Having a pop single run over five minutes (six and a half in its album version) is always a risk, spreading a few decent lines and a hook too thin. But ‘Never Ever’ lasts the distance, thanks to the strength of the voices and the melodies, and the way that they continue to build. And talking of being long-running, the song had a particularly slow journey to the top of the charts by 1998’s standards. It first charted in November, then hung around the Top 10 for seven weeks before finally reaching the top in the post-Christmas lull. It set a record for the highest ever sales before making #1 (770,000), and it’s current total stands at 1.5 million. It is the 3rd biggest-selling girl group single of all time in the UK. (You can guess the top two in the comments below…)

It feels simplistic to call All Saints the female East 17 to the Spice Girls’ Take That, but I’m going to do it anyway. The Spice Girls were chaotic and silly, whereas All Saints were all glowering stares, pierced tongues and nose-studs, shacking up with Gallaghers.

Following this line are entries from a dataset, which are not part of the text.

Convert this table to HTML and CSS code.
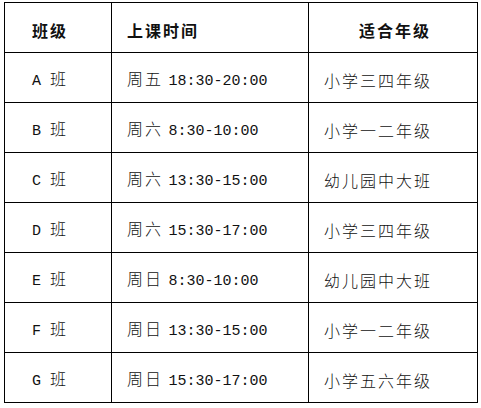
FILE: index.html
```html
<!DOCTYPE html>
<html lang="zh">
<head>
<meta charset="utf-8">
<link rel="stylesheet" href="styles.css">
</head>
<body>
<table class="schedule">
  <colgroup>
    <col class="c1"><col class="c2"><col class="c3">
  </colgroup>
  <thead>
    <tr>
      <th class="k1">班级</th>
      <th class="k2">上课时间</th>
      <th class="k3">适合年级</th>
    </tr>
  </thead>
  <tbody>
    <tr><td class="k1"><span class="tm">A </span>班</td><td class="k2">周五 <span class="tm">18:30-20:00</span></td><td class="k2">小学三四年级</td></tr>
    <tr><td class="k1"><span class="tm">B </span>班</td><td class="k2">周六 <span class="tm">8:30-10:00</span></td><td class="k2">小学一二年级</td></tr>
    <tr><td class="k1"><span class="tm">C </span>班</td><td class="k2">周六 <span class="tm">13:30-15:00</span></td><td class="k2">幼儿园中大班</td></tr>
    <tr><td class="k1"><span class="tm">D </span>班</td><td class="k2">周六 <span class="tm">15:30-17:00</span></td><td class="k2">小学三四年级</td></tr>
    <tr><td class="k1"><span class="tm">E </span>班</td><td class="k2">周日 <span class="tm">8:30-10:00</span></td><td class="k2">幼儿园中大班</td></tr>
    <tr><td class="k1"><span class="tm">F </span>班</td><td class="k2">周日 <span class="tm">13:30-15:00</span></td><td class="k2">小学一二年级</td></tr>
    <tr><td class="k1"><span class="tm">G </span>班</td><td class="k2">周日 <span class="tm">15:30-17:00</span></td><td class="k2">小学五六年级</td></tr>
  </tbody>
</table>
</body>
</html>
```
FILE: styles.css
```css
html, body {
  margin: 0;
  padding: 0;
  background: #fff;
}
body {
  padding: 2px 0 0 4px;
}
.schedule {
  border-collapse: collapse;
  table-layout: fixed;
  width: 473px;
  font-family: "Noto Sans CJK SC", "Noto Sans CJK TC", sans-serif;
  font-size: 16px;
  letter-spacing: 2px;
  color: #111;
}
.c1 { width: 107px; }
.c2 { width: 197px; }
.c3 { width: 169px; }
.schedule tr {
  height: 50px;
}
.schedule th,
.schedule td {
  border: 1px solid #000;
  padding: 5px 0 0 0;
  vertical-align: middle;
  text-align: left;
  white-space: nowrap;
  line-height: 20px;
}
.schedule th {
  font-weight: 700;
}
.schedule td {
  font-weight: 300;
}
.k1 { padding-left: 27px !important; }
.k2 { padding-left: 15px !important; }
.k3 { padding-left: 50px !important; }
.tm {
  font-family: "Liberation Mono", monospace;
  font-size: 15px;
  letter-spacing: 0;
}
```
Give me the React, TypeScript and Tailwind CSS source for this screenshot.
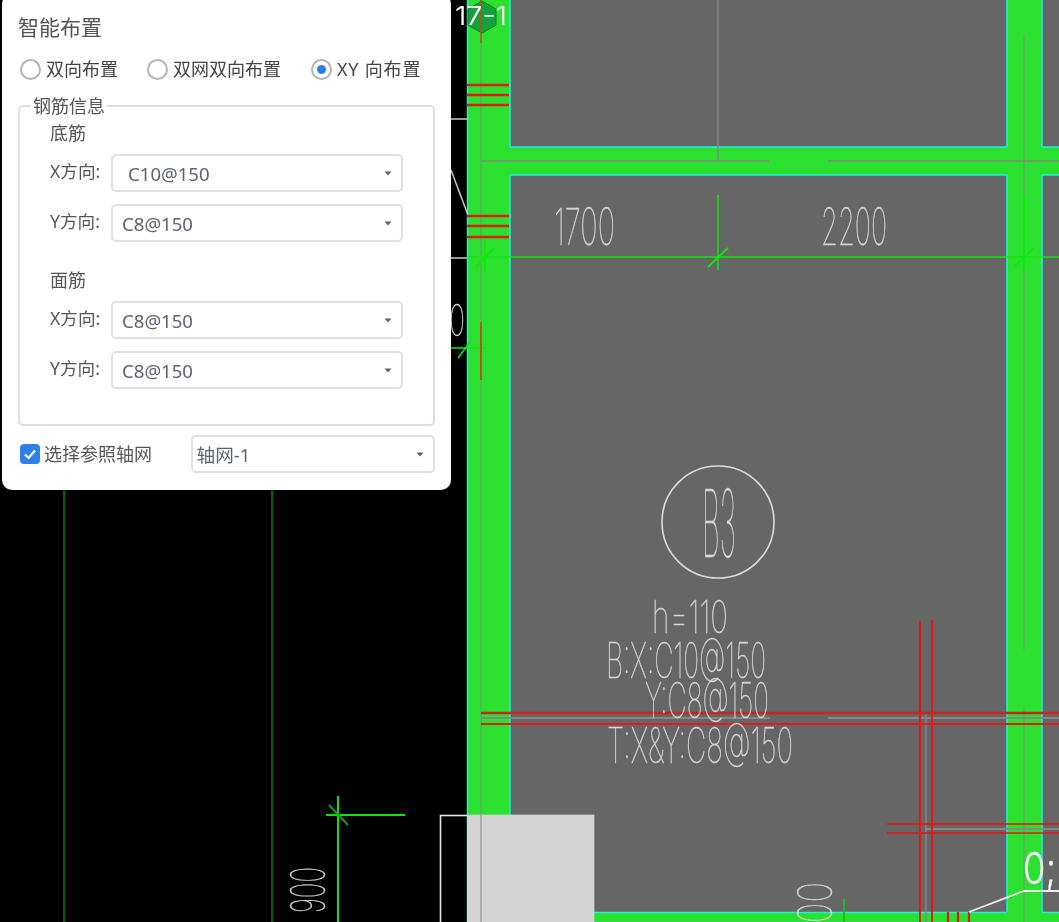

They were the girls a couple of years above you in the corridor at school, definitely not to be approached under any circumstances. ‘Never Ever’ was only their second single, but it established them as the ‘other’ girl group of the day. In 1998, they’ll even have one more #1 than the Spice Girls. In fact, they’ll have five chart-toppers in just under three years, and all but one of them will be great.

If you’ve been paying attention, you might be expecting a recap in my next post. However I’ve decided that as the turnover of #1s is ever-increasing, and to stop my all-time awards getting too skewed towards the late-‘90s/early-‘00s, I’m going to do recaps after every fiftieth chart-topper until things slow down a bit, sometime around 2003.